There is only one possibility of dislodging such a political power—electing a politician who is willing to cause a crisis that will shock the public into recognizing the plight of their polity and holding the legislative leader accountable. And that is what is happening in Illinois today. Bruce Rauner used his very substantial wealth to be elected governor and is beholden to no one. And in this first year in office he is refusing to raise taxes even at the cost of a government shutdown, unless they legislature makes reforms to its pension structure and enacts various pro-growth measures.

The crisis has no doubt has gotten the public’s attention. And it has forced Madigan into a very public duel with Rauner, bringing home to citizens the identity of the man who wants to continue the spending, borrowing, taxing and regulatory policies that have brought Illinois to its knees. To be sure, even this stratagem may fail. Illinois voters have themselves been complicit in misgovernment, electing two recent governors who have gone to jail for corruption. But there is no better alternative.
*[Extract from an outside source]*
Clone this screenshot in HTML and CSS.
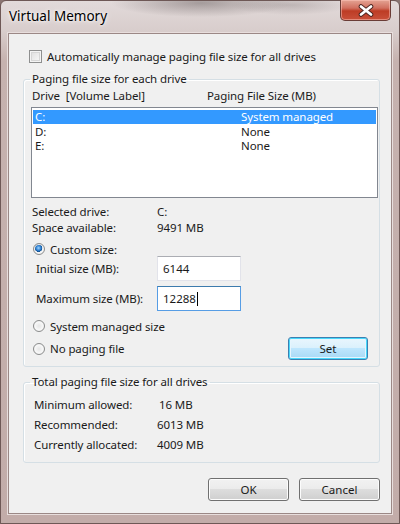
FILE: index.html
```html
<!DOCTYPE html>
<html lang="en">
<head>
    <meta charset="UTF-8">
    <title>Virtual Memory</title>
    <link rel="stylesheet" href="styles.css">
</head>
<body>
    <div class="window">
        <div class="titlebar">
            <span class="title">Virtual Memory</span>
            <button class="close-btn" aria-label="Close">
                <svg width="18" height="13" viewBox="0 0 18 13">
                    <path d="M4 2.5 L14 10.5 M14 2.5 L4 10.5" stroke="#4a2420" stroke-width="4.6" stroke-linecap="round"/>
                    <path d="M4 2.5 L14 10.5 M14 2.5 L4 10.5" stroke="#fff" stroke-width="2.8" stroke-linecap="round"/>
                </svg>
            </button>
        </div>

        <div class="client">
            <label class="check-row">
                <span class="checkbox"></span>
                Automatically manage paging file size for all drives
            </label>

            <fieldset class="group">
                <legend>Paging file size for each drive</legend>
                <div class="list-head">
                    <span class="col-drive">Drive&nbsp;&nbsp;[Volume Label]</span>
                    <span>Paging File Size (MB)</span>
                </div>
                <div class="listbox">
                    <div class="list-row selected"><span class="col-name">C:</span><span>System managed</span></div>
                    <div class="list-row"><span class="col-name">D:</span><span>None</span></div>
                    <div class="list-row"><span class="col-name">E:</span><span>None</span></div>
                </div>

                <div class="info">
                    <div class="info-row"><span class="info-label">Selected drive:</span><span>C:</span></div>
                    <div class="info-row"><span class="info-label">Space available:</span><span>9491 MB</span></div>
                </div>

                <label class="radio-row custom">
                    <span class="radio checked"></span>
                    Custom size:
                </label>
                <div class="field-row">
                    <span class="field-label">Initial size (MB):</span>
                    <div class="textbox">6144</div>
                </div>
                <div class="field-row second">
                    <span class="field-label">Maximum size (MB):</span>
                    <div class="textbox focused">12288<span class="caret"></span></div>
                </div>
                <label class="radio-row system">
                    <span class="radio"></span>
                    System managed size
                </label>
                <div class="last-row">
                    <label class="radio-row">
                        <span class="radio"></span>
                        No paging file
                    </label>
                    <button class="btn btn-default">Set</button>
                </div>
            </fieldset>

            <fieldset class="group totals">
                <legend>Total paging file size for all drives</legend>
                <div class="total-row"><span class="total-label">Minimum allowed:</span><span class="total-value min">16 MB</span></div>
                <div class="total-row"><span class="total-label">Recommended:</span><span class="total-value">6013 MB</span></div>
                <div class="total-row"><span class="total-label">Currently allocated:</span><span class="total-value">4009 MB</span></div>
            </fieldset>

            <div class="actions">
                <button class="btn">OK</button>
                <button class="btn">Cancel</button>
            </div>
        </div>
    </div>
</body>
</html>
```

FILE: styles.css
```css
* {
    box-sizing: border-box;
}

html, body {
    margin: 0;
    padding: 0;
}

body {
    width: 400px;
    height: 524px;
    overflow: hidden;
    background: #8a7572;
    font-family: "Noto Sans", "Open Sans", sans-serif;
    font-size: 11.5px;
    letter-spacing: -0.1px;
    color: #1a1a1a;
}

/* Window frame */
.window {
    height: 524px;
    border: 1px solid #6e5856;
    border-radius: 6px 6px 0 0;
    background:
        radial-gradient(ellipse 90px 14px at 200px 2px, rgba(90, 80, 80, 0.45), transparent),
        radial-gradient(ellipse 60px 10px at 290px 4px, rgba(110, 100, 100, 0.3), transparent),
        linear-gradient(to bottom, #e2dada 0, #d8cdcc 30px, #c6b2af 60px, #c2aca9 100%);
}

.titlebar {
    display: flex;
    align-items: flex-start;
    height: 32px;
}

.title {
    padding: 7px 0 0 8px;
    font-size: 13.5px;
    line-height: 17px;
    letter-spacing: 0;
    color: #000;
    text-shadow: 0 0 6px #fff, 0 0 3px #fff;
}

.close-btn {
    margin-left: auto;
    margin-right: 8px;
    margin-top: -1px;
    width: 51px;
    height: 21px;
    padding: 0;
    display: flex;
    align-items: center;
    justify-content: center;
    border: 1px solid #6a3c36;
    border-top: none;
    border-radius: 0 0 5px 5px;
    background: linear-gradient(to bottom, #e4a494 0, #d17060 40%, #bd3c25 55%, #c9503a 100%);
    box-shadow: inset 0 0 0 1px rgba(255, 200, 190, 0.5);
}

/* Client area */
.client {
    margin: 0 7px;
    height: 481px;
    border: 1px solid #9b8886;
    background: #f0f0f0;
    box-shadow: 0 0 0 1px #e8dedd;
    padding: 16px 11px 0 14px;
}

.check-row {
    display: flex;
    align-items: center;
    gap: 5px;
    margin-left: 6px;
    height: 13px;
    line-height: 13px;
}

.checkbox {
    width: 13px;
    height: 13px;
    border: 1px solid #8e8f8f;
    background: linear-gradient(135deg, #dcdcdc, #fbfbfb);
    box-shadow: inset 0 0 0 1px #f4f4f4, inset 0 0 0 2px #d6d6d6;
}

/* Group boxes */
.group {
    margin: 0;
    padding: 0 0 6px 6px;
    border: 1px solid #d5dfe5;
    border-radius: 3px;
    box-shadow: inset 1px 1px 0 #fff;
    width: 357px;
}

.group legend {
    padding: 0 2px;
    line-height: 16px;
}

.check-row + .group {
    margin-top: 8px;
}

.list-head {
    display: flex;
    margin-top: 2px;
    padding-left: 2px;
    line-height: 14px;
}

.col-drive {
    width: 175px;
}

.listbox {
    margin: 4px 0 0 1px;
    width: 347px;
    height: 91px;
    border: 1px solid #828790;
    background: #fff;
    padding: 2px 1px;
}

.list-row {
    display: flex;
    height: 14.5px;
    line-height: 14px;
    padding-left: 2px;
}

.list-row.selected {
    background: #3399ff;
    color: #fff;
    height: 13.5px;
    line-height: 13px;
    margin-bottom: 1px;
}

.col-name {
    width: 206px;
}

.info {
    margin-top: 5px;
    padding-left: 2px;
}

.info-row,
.field-row,
.total-row {
    display: flex;
    align-items: center;
}

.info-row {
    height: 16px;
}

.info-label {
    width: 125px;
}

.radio-row {
    display: flex;
    align-items: center;
    gap: 5px;
    margin-left: 3px;
    height: 14px;
}

.radio-row.custom {
    margin-top: 7px;
}

.radio-row.system {
    margin-top: 8px;
}

.radio {
    width: 12px;
    height: 12px;
    border-radius: 50%;
    border: 1px solid #8b8c8c;
    background: radial-gradient(circle at 50% 50%, #e6e6e6 0, #f7f7f7 55%, #d9d9d9 100%);
    box-shadow: inset 0 0 0 1px #f5f5f5;
}

.radio.checked {
    background:
        radial-gradient(circle at 45% 40%, #9fd4ff 0, #2d7fd0 30%, #134f8e 46%, transparent 50%),
        radial-gradient(circle at 50% 50%, #e6e6e6 0, #f7f7f7 55%, #d9d9d9 100%);
}

.field-row {
    height: 25px;
    padding-left: 6px;
}

.field-row.second {
    margin-top: 5px;
}

.field-label {
    width: 121px;
}

.textbox {
    width: 84px;
    height: 25px;
    border: 1px solid #e2e3ea;
    border-top-color: #abadb3;
    background: #fff;
    padding: 0 5px;
    display: flex;
    align-items: center;
    letter-spacing: 0;
}

.textbox.focused {
    border-color: #569de5;
    border-top-color: #3d7bad;
}

.caret {
    width: 1px;
    height: 14px;
    background: #000;
    margin-left: 1px;
}

.last-row {
    display: flex;
    align-items: center;
    justify-content: space-between;
    margin-top: 4px;
    padding-right: 11px;
}

/* Buttons */
.btn {
    width: 81px;
    height: 23px;
    padding: 0;
    font-family: inherit;
    font-size: 11.5px;
    color: #1a1a1a;
    border: 1px solid #707070;
    border-radius: 3px;
    background: linear-gradient(to bottom, #f2f2f2 0, #ebebeb 50%, #dddddd 50%, #cfcfcf 100%);
    box-shadow: inset 0 0 0 1px #fcfcfc;
}

.btn-default {
    width: 80px;
    border-color: #3c7fb1;
    background: linear-gradient(to bottom, #eaf6fd 0, #d9f0fc 50%, #bee6fd 50%, #a7d9f5 100%);
    box-shadow: inset 0 0 0 1px #48d8fb, inset 0 0 0 2px #e6f5fd;
}

.totals {
    margin-top: 7px;
    padding-bottom: 8px;
}

.total-row {
    height: 20px;
    padding-left: 4px;
}

.total-row:first-of-type {
    margin-top: 4px;
}

.total-label {
    width: 123px;
}

.total-value.min {
    margin-left: 2px;
}

.actions {
    display: flex;
    justify-content: flex-end;
    gap: 10px;
    margin-top: 15px;
}
```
In his Discourses on Livy, Machiavelli recommended that the government be structured so that its contending elements come periodically into sharp conflict so that the nation would be forced back to first principles, thereby scrubbing away the grime accumulated by parochial priorities and petty events. In his Histories of Florence he provides a powerful metaphor for this political ablution — fires burning away the pestilential air of the swamps in order to permit men to live together in that greatest of all Renaissance cities. The showdown between Rauner and Madigan provides such an opportunity for political cleansing.